Ce moment, aussi dramatique soit-il, n’est pas un simple éclat émotionnel. Il révèle une réalité plus profonde : la crise de confiance entre une partie des citoyens israéliens et leurs institutions.

Ce qui était autrefois un lien sacré entre l’État et ses soldats, entre le Shin Bet et les civils, entre l’armée et les familles, semble aujourd’hui ébranlé. Le sentiment d’abandon, l’impression que les élites vivent dans une autre réalité, sont palpables.
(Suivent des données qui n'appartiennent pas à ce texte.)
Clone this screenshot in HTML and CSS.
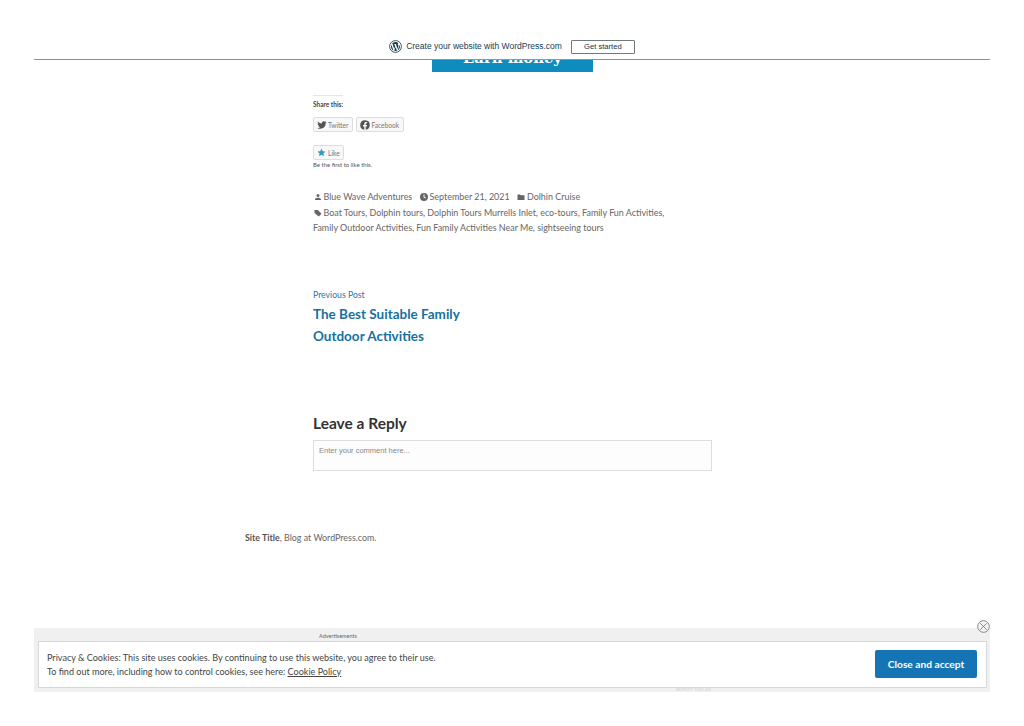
FILE: index.html
```html
<!DOCTYPE html>
<html lang="en">
<head>
<meta charset="utf-8">
<title>Blue Wave Adventures</title>
<link rel="stylesheet" href="styles.css">
</head>
<body>
<div class="page">
  <header class="wpbar">
    <svg class="wp-logo" viewBox="0 0 24 24" width="13" height="13"><circle cx="12" cy="12" r="10.9" fill="none" stroke="#16404f" stroke-width="1.6"/><path fill="#16404f" d="M3.6 12c0 3.3 1.9 6.200 4.700 7.500L4.300 8.600A8.400 8.400 0 0 0 3.600 12zm14-.4c0-1-.4-1.800-.7-2.300-.4-.7-.8-1.300-.8-2 0-.8.600-1.500 1.400-1.500h.1A8.400 8.400 0 0 0 5 7.400h.5c.9 0 2.200-.1 2.200-.1.4 0 .5.600 0 .7 0 0-.4 0-.9.100l2.900 8.700 1.800-5.300-1.300-3.400c-.4 0-.8-.1-.8-.1-.4 0-.4-.7 0-.7 0 0 1.300.1 2.100.1.900 0 2.200-.1 2.200-.1.400 0 .5.600 0 .7 0 0-.4 0-.9.100l2.900 8.600.8-2.700c.3-1.100.600-1.900.6-2.500zM12.100 12.800l-2.400 7.100a8.400 8.400 0 0 0 5.200-.1l-.1-.1zm7-4.600c0 .3.100.6.100.9 0 .9-.2 1.900-.7 3.100l-2.600 7.400a8.400 8.400 0 0 0 3.200-11.400z"/></svg>
    <span class="wp-text">Create your website with WordPress.com</span>
    <a class="wp-btn">Get started</a>
  </header>
  <main class="article">
    <div class="hero"><span>Earn money</span></div>
    <section class="share">
      <h3 class="share-title">Share this:</h3>
      <div class="share-row">
        <a class="chip">
          <svg viewBox="0 0 24 24" width="10" height="10"><path fill="#555" d="M23 5c-.8.400-1.700.6-2.600.7.900-.6 1.600-1.400 2-2.500-.9.500-1.900.9-2.900 1.100a4.600 4.600 0 0 0-7.800 4.200C8 8.300 4.600 6.500 2.400 3.700a4.600 4.600 0 0 0 1.400 6.100c-.7 0-1.400-.2-2.100-.6 0 2.200 1.600 4.100 3.700 4.600-.7.200-1.400.2-2.100.1.600 1.800 2.300 3.100 4.300 3.200A9.300 9.300 0 0 1 .8 19a13 13 0 0 0 20-11.500c.9-.7 1.700-1.500 2.200-2.500z"/></svg>
          Twitter
        </a>
        <a class="chip">
          <svg viewBox="0 0 24 24" width="10" height="10"><path fill="#555" d="M23.500 12a11.500 11.500 0 1 0-13.300 11.400v-8H7.300V12h2.900V9.500c0-2.900 1.700-4.500 4.300-4.500 1.300 0 2.600.2 2.600.2V8h-1.500c-1.400 0-1.900.9-1.900 1.800V12h3.200l-.5 3.400h-2.700v8A11.500 11.500 0 0 0 23.500 12z"/></svg>
          Facebook
        </a>
      </div>
      <a class="chip like">
        <svg viewBox="0 0 24 24" width="9" height="9"><path fill="#2e9ac6" d="M12 1.500l3.200 7 7.600.8-5.700 5.100 1.600 7.500L12 18l-6.700 3.900 1.600-7.500L1.200 9.300l7.600-.8z"/></svg>
        Like
      </a>
      <p class="like-note">Be the first to like this.</p>
    </section>
    <section class="meta">
      <p class="meta-line">
        <span class="meta-item"><svg viewBox="0 0 16 16" width="8" height="8"><path fill="#666" d="M8 8a3 3 0 1 0 0-6 3 3 0 0 0 0 6zm0 1.500c-2.700 0-6 1.300-6 3V14h12v-1.500c0-1.700-3.300-3-6-3z"/></svg>Blue Wave Adventures</span>
        <span class="meta-item"><svg viewBox="0 0 16 16" width="8" height="8"><path fill="#666" fill-rule="evenodd" d="M8 0a8 8 0 1 0 0 16A8 8 0 0 0 8 0zm-1 3h2v4.600l3 1.800-1 1.700-4-2.400z"/></svg>September 21, 2021</span>
        <span class="meta-item"><svg viewBox="0 0 16 16" width="8" height="8"><path fill="#666" d="M1 3h5l1.500 1.500H15V14H1z"/></svg>Dolhin Cruise</span>
      </p>
      <p class="meta-line"><svg viewBox="0 0 16 16" width="8" height="8"><path fill="#666" d="M1 2h6.500l7.500 7.500L9.500 15 1 8z"/></svg>Boat Tours, Dolphin tours, Dolphin Tours Murrells Inlet, eco-tours, Family Fun Activities,</p>
      <p class="meta-line">Family Outdoor Activities, Fun Family Activities Near Me, sightseeing tours</p>
    </section>
    <nav class="post-nav">
      <p class="post-nav-label">Previous Post</p>
      <a class="post-nav-title">The Best Suitable Family<br>Outdoor Activities</a>
    </nav>
    <section class="reply">
      <h2 class="reply-title">Leave a Reply</h2>
      <div class="comment-box">Enter your comment here...</div>
    </section>
  </main>
  <footer class="site-footer"><b>Site Title</b>, Blog at WordPress.com.</footer>
  <aside class="ad-strip">
    <span class="ad-label">Advertisements</span>
    <span class="ad-report">REPORT THIS AD</span>
    <div class="cookie">
      <div class="cookie-text">
        <p>Privacy &amp; Cookies: This site uses cookies. By continuing to use this website, you agree to their use.</p>
        <p>To find out more, including how to control cookies, see here: <a class="cookie-link">Cookie Policy</a></p>
      </div>
      <a class="cookie-btn">Close and accept</a>
    </div>
    <svg class="ad-close" viewBox="0 0 14 14" width="13" height="13"><circle cx="7" cy="7" r="6.300" fill="#f2f2f2" stroke="#666" stroke-width=".8"/><path stroke="#666" stroke-width=".8" d="M3.500 3.500l7 7m0-7l-7 7"/></svg>
  </aside>
</div>
</body>
</html>
```
FILE: styles.css
```css
* { box-sizing: border-box; }
html, body { margin: 0; padding: 0; background: #fff; }
body { font-family: Lato, "Noto Sans", sans-serif; color: #555; }
p, h2, h3 { margin: 0; }
.page { position: relative; width: 956px; height: 726px; margin: 0 34px; overflow: hidden; }
.wpbar { height: 60px; padding-top: 40px; border-bottom: 1px solid #8c9696; background: #fff; display: flex; justify-content: center; align-items: flex-start; position: relative; z-index: 2; font-family: "Liberation Sans", sans-serif; }
.wp-logo { margin-right: 4px; }
.wp-text { font-size: 8.500px; line-height: 13px; color: #16404f; margin-right: 9px; }
.wp-btn { width: 64px; height: 14px; border: 1px solid #6f7b7b; font-size: 7.600px; line-height: 12px; text-align: center; color: #16303c; border-radius: 1px; }
.article { margin-left: 279px; width: 399px; }
.hero { width: 161px; height: 12px; margin-left: 119px; background: #0e8cbd; overflow: hidden; color: #fff; font-family: "DejaVu Serif", serif; font-weight: 700; font-size: 14.800px; text-align: center; line-height: 0; }
.hero span { display: block; margin-top: -2px; }
.share { margin-top: 19px; }
.share-title { display: inline-block; font-size: 6.500px; line-height: 10px; font-weight: 700; color: #444; border-top: 1px solid #e6e6e6; padding-top: 4px; }
.share-row { display: flex; gap: 3px; margin-top: 7px; }
.chip { display: inline-flex; align-items: center; gap: 1px; height: 15px; padding: 0 4px 0 3px; border: 1px solid #ddd; border-radius: 2px; background: #f8f8f8; font-size: 6.600px; color: #777; }
.like { margin-top: 13px; gap: 2px; padding-right: 3px; }
.like-note { font-size: 6px; line-height: 8px; margin-top: 1px; color: #555; }
.meta { margin-top: 20px; font-size: 8.930px; line-height: 15.500px; color: #666; }
.meta-line { white-space: nowrap; }
.meta-line svg { margin: 0 1.500px 0 1px; vertical-align: -1px; }
.meta-item { margin-right: 4.500px; }
.post-nav { margin-top: 51px; }
.post-nav-label { font-size: 8.700px; line-height: 16px; color: #1f7aa8; }
.post-nav-title { display: block; font-size: 13.500px; line-height: 22.500px; font-weight: 700; color: #17719f; }
.reply { margin-top: 63px; }
.reply-title { font-size: 15.500px; line-height: 24px; font-weight: 700; color: #333; }
.comment-box { margin-top: 5px; height: 31px; border: 1px solid #ddd; background: #fdfdfd; padding: 5px; font-family: "Liberation Sans", sans-serif; font-size: 7.500px; line-height: 9px; color: #888; }
.site-footer { margin: 60px 0 0 211px; font-size: 8.900px; line-height: 14px; color: #666; }
.site-footer b { color: #555; }
.ad-strip { position: absolute; left: 0; right: 0; top: 628px; height: 64px; background: #f0f0f0; }
.ad-label { position: absolute; left: 285px; top: 4px; font-size: 5.500px; line-height: 8px; color: #666; }
.ad-report { position: absolute; left: 642px; top: 59px; font-size: 4.500px; line-height: 5px; color: #d4d4d4; }
.cookie { position: absolute; left: 4px; right: 3px; top: 13px; height: 47px; padding: 0 8px; background: #fff; border: 1px solid #d8d8d8; display: flex; justify-content: space-between; align-items: center; }
.cookie-text { font-size: 9.050px; line-height: 14px; color: #444; }
.cookie-link { text-decoration: underline; }
.cookie-btn { width: 102px; height: 28px; margin: 0 1px 1px 0; background: #1474b4; color: #fff; font-size: 10.200px; font-weight: 700; line-height: 28px; text-align: center; border-radius: 2px; }
.ad-close { position: absolute; right: 0; top: -8px; }
```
Et pourtant, Israël reste une démocratie vibrante. Les familles ont osé dire leur douleur dans une enceinte officielle. Elles ont été expulsées – certes –, mais leur cri a résonné dans tous les médias. La démocratie, c’est aussi cela : une parole libre, même si elle dérange.

La réaction du public

Les réactions n’ont pas tardé. Certains éditorialistes ont dénoncé un manque de respect envers les institutions, accusant les familles d’instrumentaliser leur douleur pour des raisons politiques. D’autres, au contraire, ont défendu leur droit à s’exprimer, estimant que le pays doit écouter ses blessés pour guérir.

Sur les réseaux sociaux, les vidéos de l’altercation ont fait le tour du pays. Les commentaires sont partagés, mais une chose est claire : le débat sur la responsabilité morale et opérationnelle du 7 octobre est loin d’être clos.

Ronen Bar : entre silence et pression

Depuis cette affaire, Ronen Bar a évité les apparitions publiques. Certains réclament sa démission, d’autres appellent à la patience. Mais le malaise est réel. Peut-on encore faire confiance aux services de sécurité ? Peut-on encore croire en la promesse que « plus jamais ça » ?

Bar, pourtant, est un homme de terrain, qui a consacré sa vie à la sécurité d’Israël. Est-il coupable de ne pas avoir vu venir l’inimaginable ? Ou est-il le bouc émissaire d’un système entier qui a failli ? La commission devrait publier un rapport dans les semaines à venir – mais suffira-t-il à apaiser la colère ?

Vers une refondation du pacte social ?

Ce moment de tension pose une question fondamentale : comment l’État d’Israël peut-il reconstruire la confiance entre ses institutions et son peuple ?

Les familles endeuillées ne demandent pas seulement justice : elles veulent du sens. Elles veulent croire que la mort de leurs enfants ne fut pas vaine. Que le pays en tirera les leçons. Que cela ne se reproduira plus.

Pour cela, Israël doit peut-être faire plus que des enquêtes. Il doit se regarder en face, écouter les cris de ses citoyens, même les plus durs, même les plus douloureux.

Car si le peuple perd foi dans ceux qui doivent le protéger, c’est toute la structure démocratique et sécuritaire qui est en jeu.